Наша комната, которая оказалась не такой уж большой, была в полумраке — папа сумел застеклить только часть окон. Обои свисали, как грязное белье, пол был черный, потолок тоже. Большое зеркало было разбито, и картины с цыганками не оказалось на стене. Весь переулок напротив наших окон был завален чем-то, что напоминало гигантскую свалку, только было страшнее. Но это был наш дом, здесь мы никого не стесняли, не мешали никому — здесь мы у себя.
Нюра сняла пальто, засучила рукава и пошла на кухню за водой, чтобы начать мыть пол.
Мы проснулись утром и не узнали друг друга. Наши лица, шеи, руки — были в красных пятнах. Огромные насекомые, которые издали напоминали комаров, налетели к нам в комнату с той страшной спрессованной горы, оставшейся от блокады. Кого «сваливали»? И сколько их было, «сваленных»?
Несколько пленных немцев не спеша разгребали гору, грузили на грохочущий грузовик то, что разгребали, и исчезло это все — гора, немцы и комары — только в конце лета.
В школу повел меня Вася. Он взял мой табель с одними пятерками, мою характеристику, где было написано, какая я восприимчивая к искусству и активная общественница, и гордо зашагал на Бородинскую улицу. Вернулись мы домой не такие гордые — оставили нас в четвертом классе на второй год. Вася все повторял директору: «Вы поговорите с Таней, поговорите, если уж отметки для вас ничего не значат. Девочка развитая, понимаете, зачем же ей второй год сидеть?» А директор — толстая, как будто кем-то обиженная, отвечала: «Ну что я с вашей Таней буду разговаривать. У нас ленинградская школа, а не даниловская, у нас язык нужен». Язык нас с Васей окончательно добил. Вася спросил с надеждой в голосе: «Разве у всех есть язык?» — «У всех, — отрезала обиженная кем-то. — У всех наших есть язык». — «Какой?» — спросил Вася, еще надеясь на что-то. «Французский», — отрезала толстая и стала копаться в каких-то бумагах.

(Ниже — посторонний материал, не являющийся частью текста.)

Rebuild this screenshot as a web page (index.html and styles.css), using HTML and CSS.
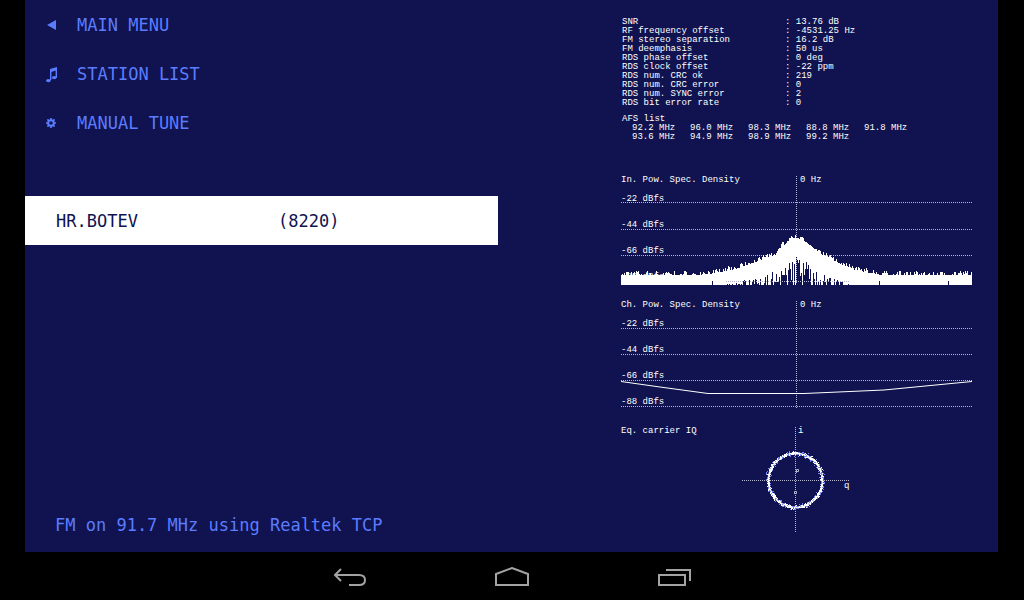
FILE: index.html
```html
<!DOCTYPE html>
<html lang="en">
<head>
<meta charset="utf-8">
<meta name="viewport" content="width=device-width, initial-scale=1">
<title>FM Radio</title>
<link rel="stylesheet" href="styles.css">
</head>
<body>
<main class="app">
  <section class="panel">
    <nav class="menu" aria-label="Radio menu">
      <button class="menu-item" type="button">
        <svg class="menu-icon" viewBox="0 0 16 20" aria-hidden="true"><path d="M1 10L10 5V15Z"/></svg>
        MAIN MENU
      </button>
      <button class="menu-item" type="button">
        <svg class="menu-icon" viewBox="0 0 16 20" aria-hidden="true"><path d="M4 5L11 3V14H9.6V6.4L5.4 8V16H4Z"/><ellipse cx="2.4" cy="16.6" rx="2.4" ry="1.6"/><ellipse cx="8.2" cy="13.6" rx="2.3" ry="1.6"/></svg>
        STATION LIST
      </button>
      <button class="menu-item" type="button">
        <svg class="menu-icon" viewBox="0 0 16 20" aria-hidden="true"><circle cx="5" cy="10" r="2.8" fill="none" stroke="currentColor" stroke-width="2"/><path d="M5 5V7M5 13V15M0 10H2M8 10H10M1.4 6.4L3 8M7 12L8.6 13.6M8.6 6.4L7 8M3 12L1.4 13.6" stroke="currentColor" stroke-width="1.7"/></svg>
        MANUAL TUNE
      </button>
    </nav>
    <button class="station" type="button"><span>HR.BOTEV</span><span>(8220)</span></button>
    <p class="status">FM on 91.7 MHz using Realtek TCP</p>
  </section>
  <section class="readout">
    <table class="stats">
      <tbody>
        <tr><th>SNR</th><td>: 13.76 dB</td></tr>
        <tr><th>RF frequency offset</th><td>: -4531.25 Hz</td></tr>
        <tr><th>FM stereo separation</th><td>: 16.2 dB</td></tr>
        <tr><th>FM deemphasis</th><td>: 50 us</td></tr>
        <tr><th>RDS phase offset</th><td>: 0 deg</td></tr>
        <tr><th>RDS clock offset</th><td>: -22 ppm</td></tr>
        <tr><th>RDS num. CRC ok</th><td>: 219</td></tr>
        <tr><th>RDS num. CRC error</th><td>: 0</td></tr>
        <tr><th>RDS num. SYNC error</th><td>: 2</td></tr>
        <tr><th>RDS bit error rate</th><td>: 0</td></tr>
      </tbody>
    </table>
    <h2 class="afs-title">AFS list</h2>
    <ul class="afs">
      <li>92.2 MHz</li><li>96.0 MHz</li><li>98.3 MHz</li><li>88.8 MHz</li><li>91.8 MHz</li>
      <li>93.6 MHz</li><li>94.9 MHz</li><li>98.9 MHz</li><li>99.2 MHz</li>
    </ul>
    <div class="plots">
      <svg class="plot" viewBox="0 0 352 113" role="img" aria-label="Input power spectral density">
        <path class="grid" d="M1 30.5H352M1 57.5H352M1 83.5H352M176.5 4V112"/>
        <text x="1" y="10">In. Pow. Spec. Density</text><text x="180" y="10">0 Hz</text>
        <text x="1" y="29">-22 dBfs</text><text x="1" y="55">-44 dBfs</text><text x="1" y="81">-66 dBfs</text><text x="1" y="107">-88 dBfs</text>
        <path id="spectrum" class="bars"/>
        <path class="grid" d="M106 109.5H230"/>
      </svg>
      <svg class="plot" viewBox="0 0 352 113" role="img" aria-label="Channel power spectral density">
        <path class="grid" d="M1 31.5H352M1 57.5H352M1 83.5H352M1 109.5H352M176.5 4V111"/>
        <text x="1" y="10">Ch. Pow. Spec. Density</text><text x="180" y="10">0 Hz</text>
        <text x="1" y="29">-22 dBfs</text><text x="1" y="55">-44 dBfs</text><text x="1" y="81">-66 dBfs</text><text x="1" y="107">-88 dBfs</text>
        <path class="curve" d="M1 84.5L40 90L88 96.5H184L264 93L352 84.5"/>
      </svg>
      <svg class="plot" viewBox="0 0 352 113" role="img" aria-label="Equalized carrier IQ">
        <path class="grid" d="M122 58.5H229M175.5 5V111"/>
        <text x="1" y="11">Eq. carrier IQ</text><text x="178" y="11">i</text><text x="224" y="66">q</text>
        <circle class="ring" cx="175.5" cy="58.5" r="27"/>
        <path class="dots dots-soft" id="iq-soft"/>
        <path class="dots" id="iq"/>
        <path class="marks" d="M176.5 51V47.5H178.5V49.5H176M174.5 72V69.5H176.5V71.5H174"/>
      </svg>
    </div>
  </section>
</main>
<nav class="system" aria-label="System">
  <button class="key" type="button" aria-label="Back"><svg viewBox="0 0 36 22"><path d="M9 2L3 8L9 14M3 8H27Q33 8 33 13T27 18H17"/></svg></button>
  <button class="key" type="button" aria-label="Home"><svg viewBox="0 0 36 22"><path d="M2 18V7L18 1L34 7V18Z"/></svg></button>
  <button class="key" type="button" aria-label="Recent apps"><svg viewBox="0 0 36 22"><path d="M3 8H29V18H3ZM10 3H34V14"/></svg></button>
</nav>
<script src="plots.js"></script>
</body>
</html>
```
FILE: styles.css
```css
* { box-sizing: border-box; }
html, body { height: 100%; }
body {
  margin: 0;
  display: flex;
  flex-direction: column;
  background: #000;
  color: #5b7cff;
  font-family: "DejaVu Sans Mono", monospace;
  font-size: 17px;
}
button {
  border: 0;
  padding: 0;
  background: none;
  color: inherit;
  font: inherit;
  text-align: left;
  cursor: pointer;
}
.app {
  flex: 1;
  display: grid;
  grid-template-columns: 1fr 352px;
  column-gap: 122px;
  margin: 0 26px 0 25px;
  padding-right: 26px;
  background: #10134f;
}
.panel { display: flex; flex-direction: column; }
.menu { display: flex; flex-direction: column; margin-bottom: 49px; }
.menu-item {
  display: flex;
  align-items: center;
  gap: 15px;
  height: 49px;
  padding-left: 21px;
}
.menu-icon { width: 16px; height: 20px; fill: currentColor; }
.station {
  display: grid;
  grid-template-columns: 222px 1fr;
  align-items: center;
  height: 49px;
  padding-left: 31px;
  background: #fff;
  color: #10134f;
}
.status { margin: auto 0 16px 30px; line-height: 22px; }
.readout {
  padding-top: 18px;
  color: #fff;
  font-family: "Liberation Mono", monospace;
  font-size: 9px;
  line-height: 9px;
}
.stats { border-collapse: collapse; margin-left: 2px; }
.stats th, .stats td { padding: 0; font-weight: normal; text-align: left; }
.stats th { width: 163px; }
.afs-title { margin: 7px 0 0 2px; font-size: 9px; font-weight: normal; }
.afs {
  display: grid;
  grid-template-columns: repeat(5, 58px);
  margin: 0 0 30px;
  padding: 0 0 0 12px;
  list-style: none;
}
.plots { display: flex; flex-direction: column; gap: 12px; }
.plot { display: block; width: 100%; overflow: visible; fill: #fff; }
.grid {
  fill: none;
  stroke: #b4b6d0;
  stroke-dasharray: 1 1;
  shape-rendering: crispEdges;
}
.bars { fill: #fff; shape-rendering: crispEdges; }
.curve { fill: none; stroke: #fff; }
.ring { fill: none; stroke: #d5dcff; stroke-width: 2; }
.dots { fill: #fff; }
.dots-soft { fill: #7489f5; }
.marks { fill: none; stroke: #b4b6d0; }
.system { display: flex; justify-content: center; height: 48px; }
.key { display: flex; align-items: center; justify-content: center; width: 162px; }
.key svg { width: 36px; height: 22px; margin-top: 4px; fill: none; stroke: #a3a3a3; stroke-width: 2; }
```
FILE: plots.js
```js
let seed = 7;
function rand() {
  seed = (seed * 16807) % 2147483647;
  return seed / 2147483647;
}

function level(points, x) {
  for (let i = 1; i < points.length; i++) {
    const [x0, y0] = points[i - 1];
    const [x1, y1] = points[i];
    if (x <= x1) return y0 + (y1 - y0) * (x - x0) / (x1 - x0);
  }
  return points[points.length - 1][1];
}

const peak = [[0, 103], [80, 103], [95, 101], [115, 97], [130, 92], [145, 86], [155, 83],
  [158, 77], [166, 71], [172, 66], [178, 66], [186, 70], [192, 75], [200, 82], [208, 85],
  [220, 92], [235, 98], [250, 101], [262, 103], [352, 103]];
const floor = [[106, 112], [130, 107], [145, 101], [160, 94], [176, 84], [190, 91],
  [205, 102], [220, 109], [232, 112]];

let bars = "";
for (let x = 1; x < 352; x++) {
  const top = Math.round(level(peak, x) - (rand() > 0.5 ? rand() * 4 : 0));
  let bottom = 113;
  if (x > 106 && x < 232) {
    const nearness = 1 - Math.abs(x - 176) / 70;
    if (rand() < 0.2 + nearness * 0.72) {
      const low = level(floor, x);
      bottom = Math.round(low + rand() * (113 - low) * 0.9);
    }
  } else if (x === 328 || x === 92 || x === 259) {
    bottom = 109;
  }
  bars += `M${x} ${top}h1V${bottom}h-1Z`;
}
document.getElementById("spectrum").setAttribute("d", bars);

function ring(count, spread) {
  let d = "";
  for (let i = 0; i < count; i++) {
    const a = rand() * Math.PI * 2;
    const r = 27 + (rand() + rand() - 1) * spread;
    d += `M${Math.round(175 + r * Math.cos(a))} ${Math.round(58 + r * Math.sin(a))}h1v1h-1Z`;
  }
  return d;
}
document.getElementById("iq-soft").setAttribute("d", ring(420, 3));
document.getElementById("iq").setAttribute("d", ring(560, 2));
```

Дома мы прятали глаза от стыда перед Нюрой, которая выговаривала Васе: «Ничего ты не можешь. Все они, что ли, с французским? Мы одни эвакуированные-то, что ли, были? Тоже поди сколько вернулось — и все с языком? Или всех на второй год оставили? У кого отцы-то, как отцы, — тех небось на второй год не оставили. Те небось не с пустыми руками пошли». Вася совсем осел от стыда, стал крутить пальцами — один большой палец вокруг другого, — потом сказал: «Я, знаете, такими вещами не занимаюсь, я человек честный». А Нюра сказала: «Ну и сидишь зато со своей честностью без стекол».

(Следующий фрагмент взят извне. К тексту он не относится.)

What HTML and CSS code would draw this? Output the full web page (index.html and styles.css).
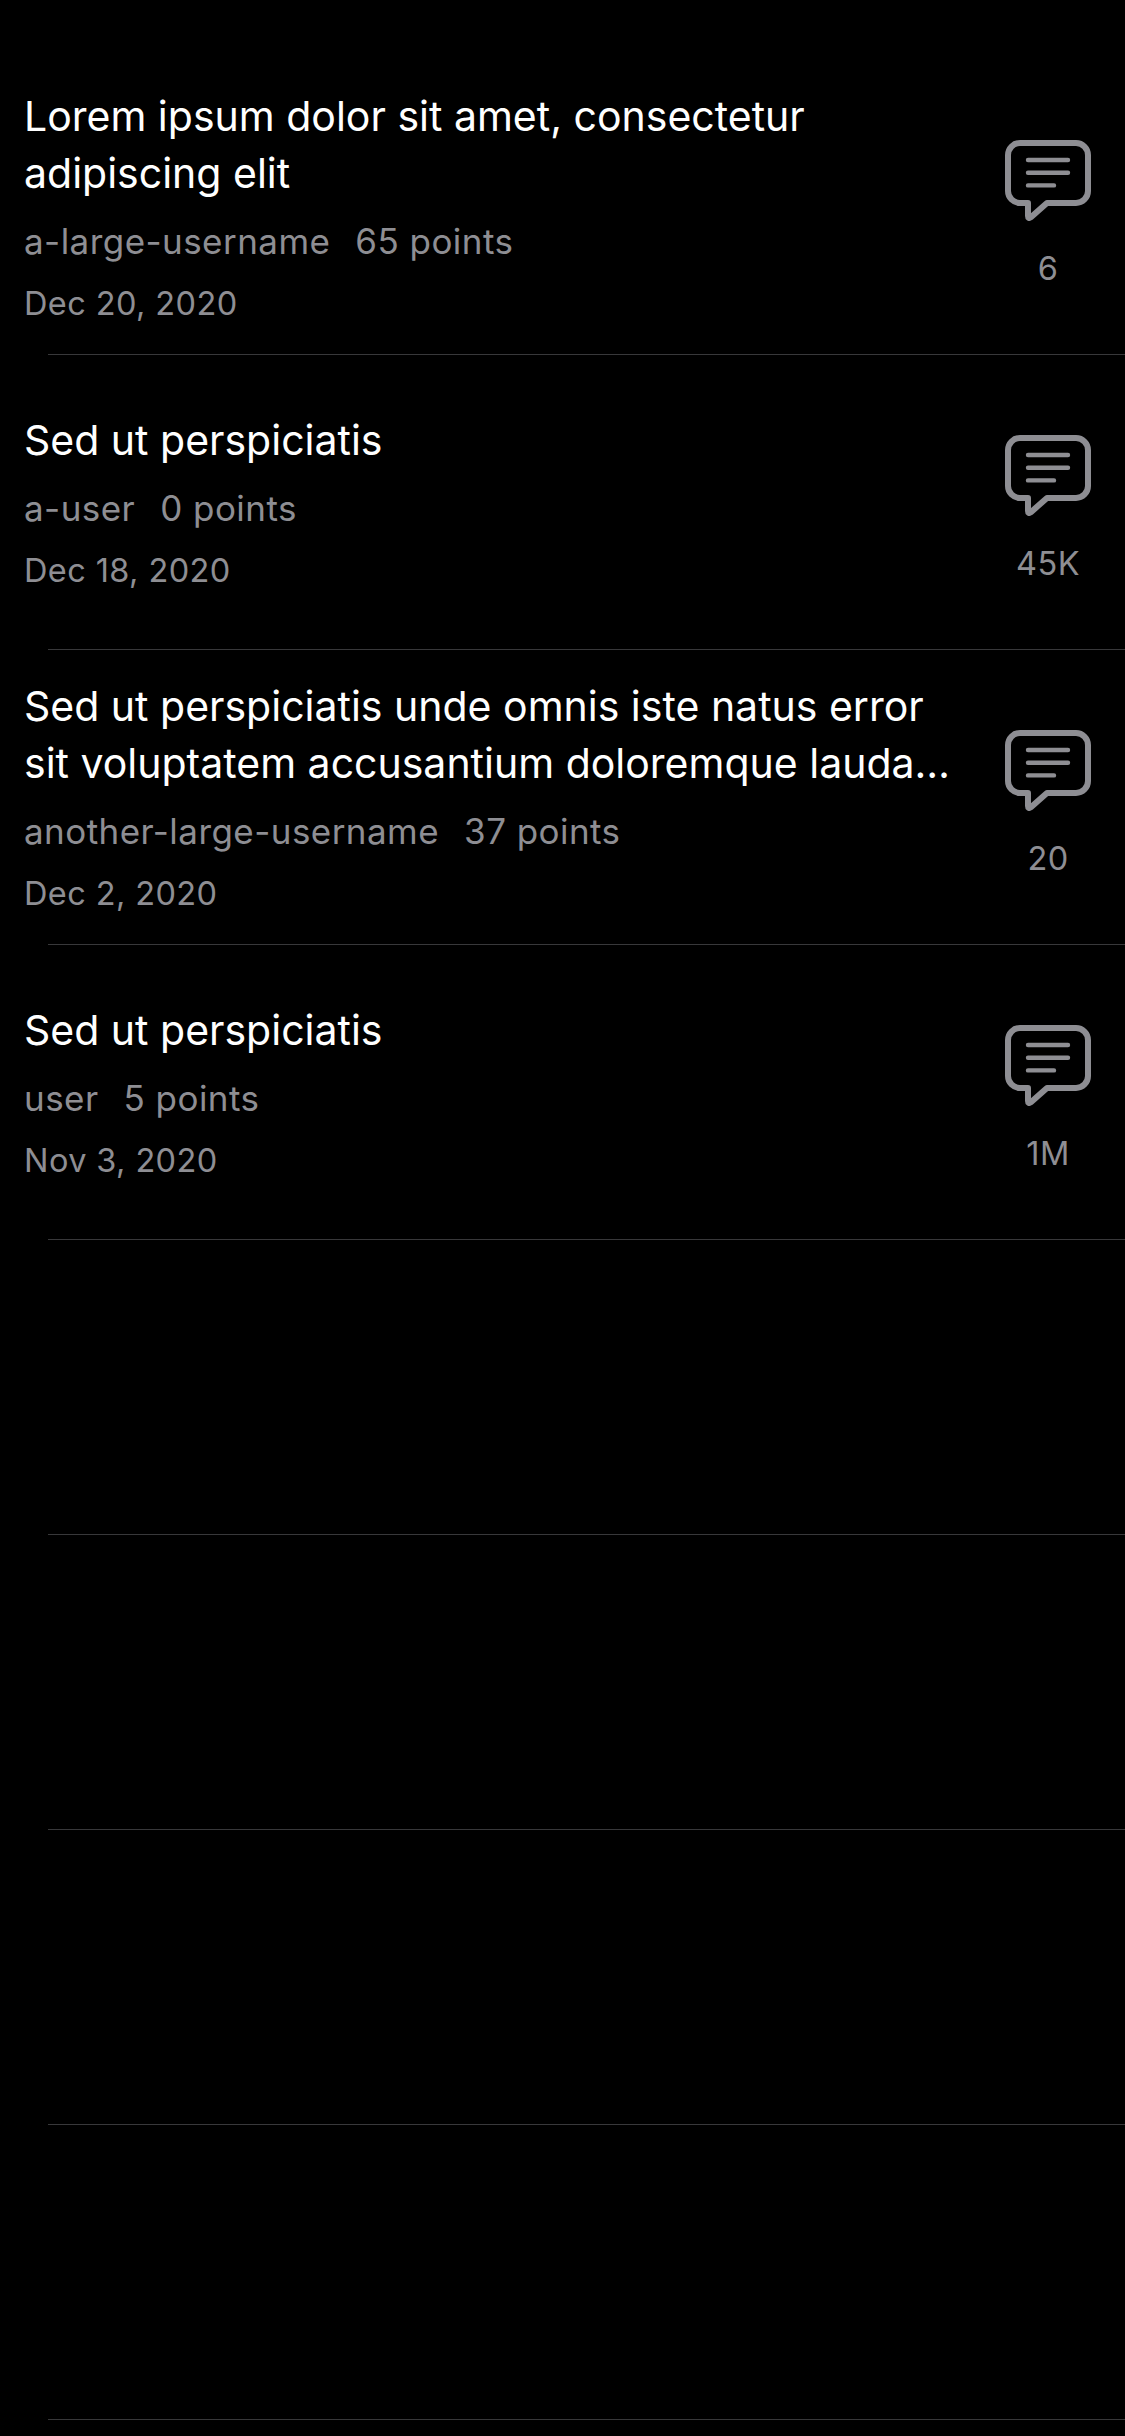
FILE: index.html
```
<!DOCTYPE html>
<html lang="en">
<head>
<meta charset="utf-8">
<title>Posts</title>
<link rel="stylesheet" href="styles.css">
</head>
<body>
<svg class="defs" width="0" height="0" aria-hidden="true">
  <symbol id="comments" viewBox="0 0 86 81">
    <path d="M15 3H71A12 12 0 0 1 83 15V51A12 12 0 0 1 71 63H42L25.6 77.4Q23 79.2 23 76V63H15A12 12 0 0 1 3 51V15A12 12 0 0 1 15 3Z" fill="none" stroke="currentColor" stroke-width="6" stroke-linejoin="round"/>
    <path d="M23 20H63M23 32.7H63M23 45.4H49" fill="none" stroke="currentColor" stroke-width="4.4" stroke-linecap="round"/>
  </symbol>
</svg>
<main class="list">
  <article class="row">
    <div class="post">
      <h2 class="title">Lorem ipsum dolor sit amet, consectetur<br>adipiscing elit</h2>
      <div class="meta"><span>a-large-username</span><span>65 points</span></div>
      <time class="date">Dec 20, 2020</time>
    </div>
    <div class="replies"><svg class="icon"><use href="#comments"/></svg><span class="count">6</span></div>
  </article>
  <article class="row">
    <div class="post">
      <h2 class="title">Sed ut perspiciatis</h2>
      <div class="meta"><span>a-user</span><span>0 points</span></div>
      <time class="date">Dec 18, 2020</time>
    </div>
    <div class="replies"><svg class="icon"><use href="#comments"/></svg><span class="count">45K</span></div>
  </article>
  <article class="row">
    <div class="post">
      <h2 class="title">Sed ut perspiciatis unde omnis iste natus error<br>sit voluptatem accusantium doloremque lauda…</h2>
      <div class="meta"><span>another-large-username</span><span>37 points</span></div>
      <time class="date">Dec 2, 2020</time>
    </div>
    <div class="replies"><svg class="icon"><use href="#comments"/></svg><span class="count">20</span></div>
  </article>
  <article class="row">
    <div class="post">
      <h2 class="title">Sed ut perspiciatis</h2>
      <div class="meta"><span>user</span><span>5 points</span></div>
      <time class="date">Nov 3, 2020</time>
    </div>
    <div class="replies"><svg class="icon"><use href="#comments"/></svg><span class="count">1M</span></div>
  </article>
  <div class="row"></div>
  <div class="row"></div>
  <div class="row"></div>
  <div class="row"></div>
</main>
</body>
</html>
```
FILE: styles.css
```
* { box-sizing: border-box; }

body {
  margin: 0;
  background: #000;
  color: #fff;
  font-family: Inter, "Liberation Sans", sans-serif;
}

.defs { display: block; }

.list {
  height: 2436px;
  padding-top: 60px;
  overflow: hidden;
}

.row {
  display: flex;
  align-items: center;
  justify-content: space-between;
  height: 295px;
  padding-bottom: 1px;
  background: linear-gradient(#38383a, #38383a) 48px 100% / 100% 1px no-repeat;
}

.post {
  display: flex;
  flex-direction: column;
  gap: 14px;
  padding-left: 24px;
  white-space: nowrap;
}

.title {
  margin: 0;
  font-size: 41px;
  font-weight: 400;
  line-height: 57px;
}

.meta {
  display: flex;
  gap: 25px;
  color: #8e8e93;
  font-size: 35px;
  letter-spacing: 0.45px;
  line-height: 50px;
}

.date,
.count {
  margin-bottom: -2px;
  color: #8e8e93;
  font-size: 32.5px;
  letter-spacing: 0.4px;
  line-height: 48px;
}

.replies {
  display: flex;
  flex-direction: column;
  align-items: center;
  gap: 24px;
  width: 154px;
  padding-top: 16px;
  color: #8e8e93;
}

.icon {
  width: 86px;
  height: 81px;
}
```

Нюра устроилась на работу от артели инвалидов. Там, в Данилове, когда она шила солдатские шинели на ножной машинке, она заболела. В Ленинграде она ходила на какие-то комиссии, и определила ей комиссия инвалидность третьей группы. В военно-медицинской академии, что рядом на Фонтанке, Нюра стала работать гардеробщицей. Вечером она приходила серая от усталости, доставала мелочь, что получала «на чай», и начинала ее считать. «У меня теперь получается с чаевыми — немного меньше, чем у Василия Ивановича», — говорила она тете Ксене. Та кивала головой и повторяла: «Уж больно он хороший человек-то, Нюра, ты его не ругай. Ну, такой уж он уродился, что тут поделаешь». И было непонятно — хвалит она отца или печалится, что он такой хороший.